GIVEN EXERCISE>
Of all the lines in this data, how many include "TypeScript"? Respond with the number only.

▬▬▬

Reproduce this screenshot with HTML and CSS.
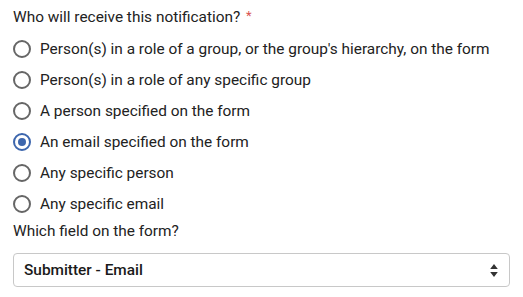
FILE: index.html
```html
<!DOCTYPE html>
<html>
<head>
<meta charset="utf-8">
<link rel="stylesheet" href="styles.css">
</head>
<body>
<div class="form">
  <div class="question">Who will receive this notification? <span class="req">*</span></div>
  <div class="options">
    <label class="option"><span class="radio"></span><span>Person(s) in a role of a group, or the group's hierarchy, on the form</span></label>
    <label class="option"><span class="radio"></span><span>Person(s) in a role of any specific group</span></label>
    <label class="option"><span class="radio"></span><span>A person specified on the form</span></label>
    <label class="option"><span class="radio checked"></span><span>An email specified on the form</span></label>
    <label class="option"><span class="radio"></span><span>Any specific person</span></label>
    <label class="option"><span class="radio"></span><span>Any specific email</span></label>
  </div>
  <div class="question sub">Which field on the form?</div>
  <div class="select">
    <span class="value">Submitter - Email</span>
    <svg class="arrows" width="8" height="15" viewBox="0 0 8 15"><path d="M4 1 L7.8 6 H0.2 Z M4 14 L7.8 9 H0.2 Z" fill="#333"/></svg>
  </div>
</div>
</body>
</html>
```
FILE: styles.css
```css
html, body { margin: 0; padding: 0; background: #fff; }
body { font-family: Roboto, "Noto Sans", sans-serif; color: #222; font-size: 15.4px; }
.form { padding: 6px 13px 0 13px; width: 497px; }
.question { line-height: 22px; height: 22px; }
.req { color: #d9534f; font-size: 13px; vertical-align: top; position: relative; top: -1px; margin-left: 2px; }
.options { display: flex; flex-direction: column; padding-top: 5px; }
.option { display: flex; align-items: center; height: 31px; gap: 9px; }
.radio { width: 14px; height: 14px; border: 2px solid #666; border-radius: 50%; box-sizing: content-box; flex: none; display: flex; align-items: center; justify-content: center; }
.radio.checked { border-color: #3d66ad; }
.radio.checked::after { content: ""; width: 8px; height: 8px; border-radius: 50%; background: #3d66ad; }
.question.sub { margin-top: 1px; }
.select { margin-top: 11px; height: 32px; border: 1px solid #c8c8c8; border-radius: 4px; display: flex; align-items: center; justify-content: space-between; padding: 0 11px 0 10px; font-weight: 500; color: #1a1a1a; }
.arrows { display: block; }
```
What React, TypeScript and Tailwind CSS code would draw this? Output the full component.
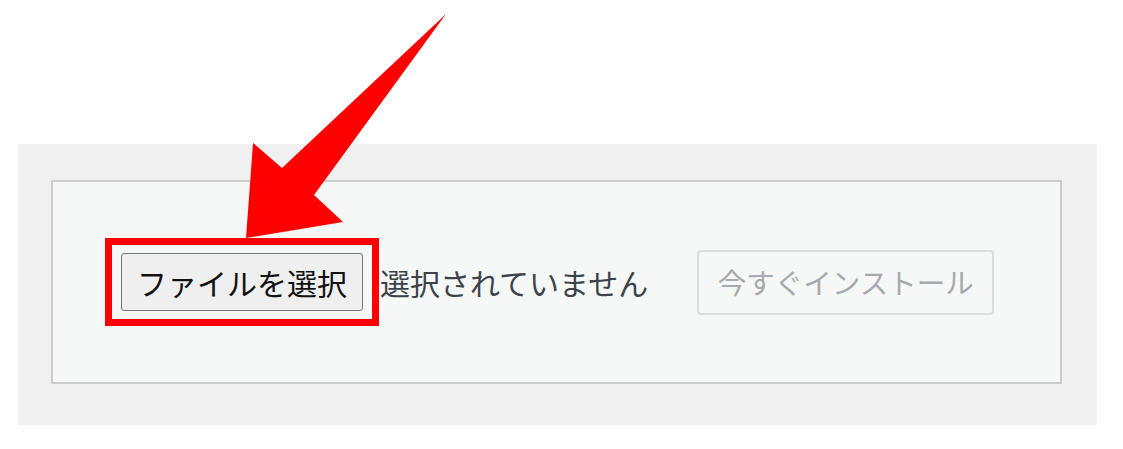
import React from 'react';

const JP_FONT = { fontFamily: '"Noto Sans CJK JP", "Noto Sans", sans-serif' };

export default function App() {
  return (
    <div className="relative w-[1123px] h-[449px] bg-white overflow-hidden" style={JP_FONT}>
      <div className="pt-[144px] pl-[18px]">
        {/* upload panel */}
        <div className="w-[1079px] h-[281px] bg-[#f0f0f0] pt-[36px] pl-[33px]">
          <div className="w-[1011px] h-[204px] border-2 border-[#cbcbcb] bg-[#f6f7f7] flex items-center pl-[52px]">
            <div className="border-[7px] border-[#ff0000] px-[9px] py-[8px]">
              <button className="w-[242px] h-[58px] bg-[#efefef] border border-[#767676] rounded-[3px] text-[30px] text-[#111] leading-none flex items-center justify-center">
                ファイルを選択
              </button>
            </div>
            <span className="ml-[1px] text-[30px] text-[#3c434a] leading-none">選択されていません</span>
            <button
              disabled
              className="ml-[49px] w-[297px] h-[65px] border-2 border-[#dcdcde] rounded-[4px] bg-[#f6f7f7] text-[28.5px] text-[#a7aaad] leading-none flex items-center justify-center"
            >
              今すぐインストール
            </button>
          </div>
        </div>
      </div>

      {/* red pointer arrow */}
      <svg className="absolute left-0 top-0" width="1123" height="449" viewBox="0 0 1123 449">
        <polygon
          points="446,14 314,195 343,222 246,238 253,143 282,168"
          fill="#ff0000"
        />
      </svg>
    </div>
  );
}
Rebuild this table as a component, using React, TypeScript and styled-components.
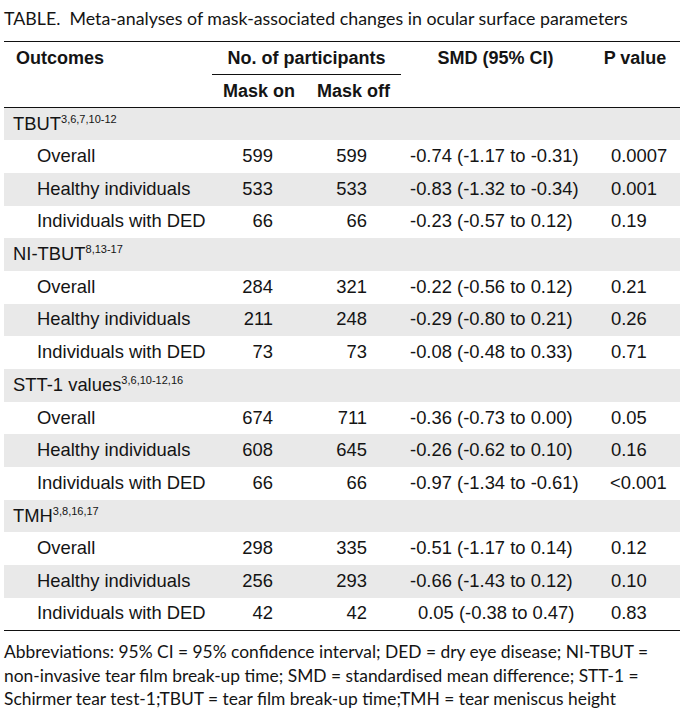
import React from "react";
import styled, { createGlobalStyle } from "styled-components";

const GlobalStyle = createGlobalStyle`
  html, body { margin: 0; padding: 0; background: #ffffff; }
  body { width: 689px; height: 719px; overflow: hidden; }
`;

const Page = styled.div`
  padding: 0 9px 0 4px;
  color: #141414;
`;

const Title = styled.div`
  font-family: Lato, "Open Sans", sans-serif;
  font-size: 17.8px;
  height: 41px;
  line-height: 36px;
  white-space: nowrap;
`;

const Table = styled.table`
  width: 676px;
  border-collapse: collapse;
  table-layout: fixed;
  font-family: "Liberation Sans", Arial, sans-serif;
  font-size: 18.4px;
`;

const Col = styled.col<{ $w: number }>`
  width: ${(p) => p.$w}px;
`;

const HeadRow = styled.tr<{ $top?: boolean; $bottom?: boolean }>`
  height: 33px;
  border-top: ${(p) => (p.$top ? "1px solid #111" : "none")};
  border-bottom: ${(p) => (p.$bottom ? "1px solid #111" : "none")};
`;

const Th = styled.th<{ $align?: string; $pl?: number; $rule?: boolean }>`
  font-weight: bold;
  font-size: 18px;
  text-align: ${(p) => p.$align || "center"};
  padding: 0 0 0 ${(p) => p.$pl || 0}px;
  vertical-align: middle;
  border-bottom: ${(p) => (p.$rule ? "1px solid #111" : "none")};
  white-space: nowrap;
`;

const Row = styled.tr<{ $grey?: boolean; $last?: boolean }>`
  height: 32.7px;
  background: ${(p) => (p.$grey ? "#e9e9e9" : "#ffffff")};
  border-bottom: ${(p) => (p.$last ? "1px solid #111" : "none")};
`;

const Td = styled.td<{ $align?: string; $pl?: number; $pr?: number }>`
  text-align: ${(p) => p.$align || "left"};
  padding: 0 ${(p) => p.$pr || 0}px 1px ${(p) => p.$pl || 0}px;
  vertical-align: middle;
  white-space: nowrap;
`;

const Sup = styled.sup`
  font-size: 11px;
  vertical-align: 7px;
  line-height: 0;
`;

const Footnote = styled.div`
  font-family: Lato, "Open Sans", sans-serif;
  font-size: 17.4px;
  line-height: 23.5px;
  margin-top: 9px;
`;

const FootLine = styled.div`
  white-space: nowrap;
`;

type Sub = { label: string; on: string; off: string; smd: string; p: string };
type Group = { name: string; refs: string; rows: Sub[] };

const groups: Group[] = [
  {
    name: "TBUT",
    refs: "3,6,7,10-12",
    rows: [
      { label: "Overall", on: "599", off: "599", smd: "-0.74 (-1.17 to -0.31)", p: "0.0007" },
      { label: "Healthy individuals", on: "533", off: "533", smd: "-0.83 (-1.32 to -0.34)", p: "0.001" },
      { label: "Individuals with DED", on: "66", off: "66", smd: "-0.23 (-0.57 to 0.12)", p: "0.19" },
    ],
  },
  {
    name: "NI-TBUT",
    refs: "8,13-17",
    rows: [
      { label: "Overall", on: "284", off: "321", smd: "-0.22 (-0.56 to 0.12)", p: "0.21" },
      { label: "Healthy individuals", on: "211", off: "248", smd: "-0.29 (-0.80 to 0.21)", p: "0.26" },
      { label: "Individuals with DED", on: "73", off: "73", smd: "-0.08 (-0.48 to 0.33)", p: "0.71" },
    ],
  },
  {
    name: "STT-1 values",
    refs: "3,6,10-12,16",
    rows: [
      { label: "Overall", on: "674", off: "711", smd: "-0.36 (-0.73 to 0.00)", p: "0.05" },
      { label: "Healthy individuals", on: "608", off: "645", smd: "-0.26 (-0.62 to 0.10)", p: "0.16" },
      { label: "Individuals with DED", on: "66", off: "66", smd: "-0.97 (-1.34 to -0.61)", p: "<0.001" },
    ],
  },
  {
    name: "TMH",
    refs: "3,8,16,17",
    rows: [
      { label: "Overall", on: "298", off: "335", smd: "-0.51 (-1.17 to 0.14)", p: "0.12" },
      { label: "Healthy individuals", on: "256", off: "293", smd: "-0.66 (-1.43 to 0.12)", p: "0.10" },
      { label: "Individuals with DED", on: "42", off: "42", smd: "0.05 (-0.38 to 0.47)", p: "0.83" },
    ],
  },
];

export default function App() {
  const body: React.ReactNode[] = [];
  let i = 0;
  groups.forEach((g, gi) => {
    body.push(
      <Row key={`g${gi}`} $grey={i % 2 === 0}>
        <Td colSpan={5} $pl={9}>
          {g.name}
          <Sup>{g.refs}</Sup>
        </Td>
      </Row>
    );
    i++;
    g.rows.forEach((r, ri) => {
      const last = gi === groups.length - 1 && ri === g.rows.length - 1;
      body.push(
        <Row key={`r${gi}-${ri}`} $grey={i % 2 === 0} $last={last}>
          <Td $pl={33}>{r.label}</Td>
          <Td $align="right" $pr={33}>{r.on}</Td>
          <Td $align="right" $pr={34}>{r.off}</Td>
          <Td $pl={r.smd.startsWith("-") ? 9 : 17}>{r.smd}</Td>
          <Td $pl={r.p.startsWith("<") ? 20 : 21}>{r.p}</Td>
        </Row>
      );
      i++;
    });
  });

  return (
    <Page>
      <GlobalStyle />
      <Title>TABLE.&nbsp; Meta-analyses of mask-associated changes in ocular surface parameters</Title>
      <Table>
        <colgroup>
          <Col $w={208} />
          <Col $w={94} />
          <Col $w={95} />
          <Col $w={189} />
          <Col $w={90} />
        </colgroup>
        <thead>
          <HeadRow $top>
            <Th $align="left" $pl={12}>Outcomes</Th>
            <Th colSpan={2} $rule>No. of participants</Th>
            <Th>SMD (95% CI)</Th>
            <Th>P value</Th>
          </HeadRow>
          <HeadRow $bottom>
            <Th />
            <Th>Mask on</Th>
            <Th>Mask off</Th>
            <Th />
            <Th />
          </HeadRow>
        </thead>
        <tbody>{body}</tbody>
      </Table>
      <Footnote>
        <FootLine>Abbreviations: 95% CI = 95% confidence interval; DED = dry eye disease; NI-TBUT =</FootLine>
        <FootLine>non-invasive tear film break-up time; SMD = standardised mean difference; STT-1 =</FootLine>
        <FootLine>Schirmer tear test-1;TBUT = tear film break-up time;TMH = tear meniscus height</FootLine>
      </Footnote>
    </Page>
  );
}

▬▬▬

FINAL ANSWER>
2